# [Exercise description]
Quote the whole listing word for word, please.

# Information shown start

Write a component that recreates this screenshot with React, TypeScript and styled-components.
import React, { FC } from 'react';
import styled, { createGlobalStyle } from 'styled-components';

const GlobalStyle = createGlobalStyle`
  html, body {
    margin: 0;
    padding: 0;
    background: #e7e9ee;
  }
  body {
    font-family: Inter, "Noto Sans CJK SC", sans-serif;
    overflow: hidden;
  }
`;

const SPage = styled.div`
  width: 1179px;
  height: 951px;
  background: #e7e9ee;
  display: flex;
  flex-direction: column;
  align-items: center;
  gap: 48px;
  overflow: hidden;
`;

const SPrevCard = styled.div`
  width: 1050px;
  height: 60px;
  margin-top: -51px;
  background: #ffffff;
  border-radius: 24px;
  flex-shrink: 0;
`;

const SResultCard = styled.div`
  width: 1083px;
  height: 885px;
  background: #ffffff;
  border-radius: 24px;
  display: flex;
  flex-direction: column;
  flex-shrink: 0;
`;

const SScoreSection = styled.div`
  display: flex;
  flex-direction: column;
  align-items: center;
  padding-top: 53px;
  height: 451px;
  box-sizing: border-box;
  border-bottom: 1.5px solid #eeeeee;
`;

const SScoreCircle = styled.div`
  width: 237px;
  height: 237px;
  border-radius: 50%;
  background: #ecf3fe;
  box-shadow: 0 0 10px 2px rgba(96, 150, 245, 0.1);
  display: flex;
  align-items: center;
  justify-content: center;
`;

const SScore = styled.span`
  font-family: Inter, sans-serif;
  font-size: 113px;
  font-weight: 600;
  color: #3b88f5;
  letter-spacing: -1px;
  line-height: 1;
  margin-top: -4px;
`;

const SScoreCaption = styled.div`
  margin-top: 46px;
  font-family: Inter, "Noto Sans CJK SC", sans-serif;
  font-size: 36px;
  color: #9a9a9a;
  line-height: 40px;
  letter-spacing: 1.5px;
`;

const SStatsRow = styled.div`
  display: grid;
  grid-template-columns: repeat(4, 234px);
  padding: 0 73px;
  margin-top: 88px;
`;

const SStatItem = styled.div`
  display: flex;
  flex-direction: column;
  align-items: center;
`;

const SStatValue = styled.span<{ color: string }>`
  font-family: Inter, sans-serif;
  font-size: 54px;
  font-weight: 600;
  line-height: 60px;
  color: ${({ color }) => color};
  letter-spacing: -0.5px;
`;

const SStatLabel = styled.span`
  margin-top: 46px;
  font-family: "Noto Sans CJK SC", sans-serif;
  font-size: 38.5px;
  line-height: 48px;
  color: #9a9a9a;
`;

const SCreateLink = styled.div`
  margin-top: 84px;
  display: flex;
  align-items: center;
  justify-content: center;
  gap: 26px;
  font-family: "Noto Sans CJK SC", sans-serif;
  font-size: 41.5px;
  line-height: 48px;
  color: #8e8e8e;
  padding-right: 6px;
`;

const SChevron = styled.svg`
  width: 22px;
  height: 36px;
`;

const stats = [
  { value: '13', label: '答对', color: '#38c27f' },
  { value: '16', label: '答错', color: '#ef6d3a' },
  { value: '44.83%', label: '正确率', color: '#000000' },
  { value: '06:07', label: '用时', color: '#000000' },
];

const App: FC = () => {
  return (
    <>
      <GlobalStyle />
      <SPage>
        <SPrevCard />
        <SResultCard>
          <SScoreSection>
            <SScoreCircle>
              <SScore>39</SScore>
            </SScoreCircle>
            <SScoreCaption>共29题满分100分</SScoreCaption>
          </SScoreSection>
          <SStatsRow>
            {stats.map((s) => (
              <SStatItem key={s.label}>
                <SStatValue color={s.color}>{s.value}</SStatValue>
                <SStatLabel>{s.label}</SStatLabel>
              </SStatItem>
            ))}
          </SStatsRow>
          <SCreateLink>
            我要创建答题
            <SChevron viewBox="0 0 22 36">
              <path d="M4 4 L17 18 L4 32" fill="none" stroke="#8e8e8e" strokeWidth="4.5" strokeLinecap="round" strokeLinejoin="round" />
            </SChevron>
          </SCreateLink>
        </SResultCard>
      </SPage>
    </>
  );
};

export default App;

# Information shown end

# [Result of this exercise]
Write a component that recreates this screenshot with React, TypeScript and styled-components.
import React, { FC } from 'react';
import styled, { createGlobalStyle } from 'styled-components';

const GlobalStyle = createGlobalStyle`
  html, body {
    margin: 0;
    padding: 0;
    background: #e7e9ee;
  }
  body {
    font-family: Inter, "Noto Sans CJK SC", sans-serif;
    overflow: hidden;
  }
`;

const SPage = styled.div`
  width: 1179px;
  height: 951px;
  background: #e7e9ee;
  display: flex;
  flex-direction: column;
  align-items: center;
  gap: 48px;
  overflow: hidden;
`;

const SPrevCard = styled.div`
  width: 1050px;
  height: 60px;
  margin-top: -51px;
  background: #ffffff;
  border-radius: 24px;
  flex-shrink: 0;
`;

const SResultCard = styled.div`
  width: 1083px;
  height: 885px;
  background: #ffffff;
  border-radius: 24px;
  display: flex;
  flex-direction: column;
  flex-shrink: 0;
`;

const SScoreSection = styled.div`
  display: flex;
  flex-direction: column;
  align-items: center;
  padding-top: 53px;
  height: 451px;
  box-sizing: border-box;
  border-bottom: 1.5px solid #eeeeee;
`;

const SScoreCircle = styled.div`
  width: 237px;
  height: 237px;
  border-radius: 50%;
  background: #ecf3fe;
  box-shadow: 0 0 10px 2px rgba(96, 150, 245, 0.1);
  display: flex;
  align-items: center;
  justify-content: center;
`;

const SScore = styled.span`
  font-family: Inter, sans-serif;
  font-size: 113px;
  font-weight: 600;
  color: #3b88f5;
  letter-spacing: -1px;
  line-height: 1;
  margin-top: -4px;
`;

const SScoreCaption = styled.div`
  margin-top: 46px;
  font-family: Inter, "Noto Sans CJK SC", sans-serif;
  font-size: 36px;
  color: #9a9a9a;
  line-height: 40px;
  letter-spacing: 1.5px;
`;

const SStatsRow = styled.div`
  display: grid;
  grid-template-columns: repeat(4, 234px);
  padding: 0 73px;
  margin-top: 88px;
`;

const SStatItem = styled.div`
  display: flex;
  flex-direction: column;
  align-items: center;
`;

const SStatValue = styled.span<{ color: string }>`
  font-family: Inter, sans-serif;
  font-size: 54px;
  font-weight: 600;
  line-height: 60px;
  color: ${({ color }) => color};
  letter-spacing: -0.5px;
`;

const SStatLabel = styled.span`
  margin-top: 46px;
  font-family: "Noto Sans CJK SC", sans-serif;
  font-size: 38.5px;
  line-height: 48px;
  color: #9a9a9a;
`;

const SCreateLink = styled.div`
  margin-top: 84px;
  display: flex;
  align-items: center;
  justify-content: center;
  gap: 26px;
  font-family: "Noto Sans CJK SC", sans-serif;
  font-size: 41.5px;
  line-height: 48px;
  color: #8e8e8e;
  padding-right: 6px;
`;

const SChevron = styled.svg`
  width: 22px;
  height: 36px;
`;

const stats = [
  { value: '13', label: '答对', color: '#38c27f' },
  { value: '16', label: '答错', color: '#ef6d3a' },
  { value: '44.83%', label: '正确率', color: '#000000' },
  { value: '06:07', label: '用时', color: '#000000' },
];

const App: FC = () => {
  return (
    <>
      <GlobalStyle />
      <SPage>
        <SPrevCard />
        <SResultCard>
          <SScoreSection>
            <SScoreCircle>
              <SScore>39</SScore>
            </SScoreCircle>
            <SScoreCaption>共29题满分100分</SScoreCaption>
          </SScoreSection>
          <SStatsRow>
            {stats.map((s) => (
              <SStatItem key={s.label}>
                <SStatValue color={s.color}>{s.value}</SStatValue>
                <SStatLabel>{s.label}</SStatLabel>
              </SStatItem>
            ))}
          </SStatsRow>
          <SCreateLink>
            我要创建答题
            <SChevron viewBox="0 0 22 36">
              <path d="M4 4 L17 18 L4 32" fill="none" stroke="#8e8e8e" strokeWidth="4.5" strokeLinecap="round" strokeLinejoin="round" />
            </SChevron>
          </SCreateLink>
        </SResultCard>
      </SPage>
    </>
  );
};

export default App;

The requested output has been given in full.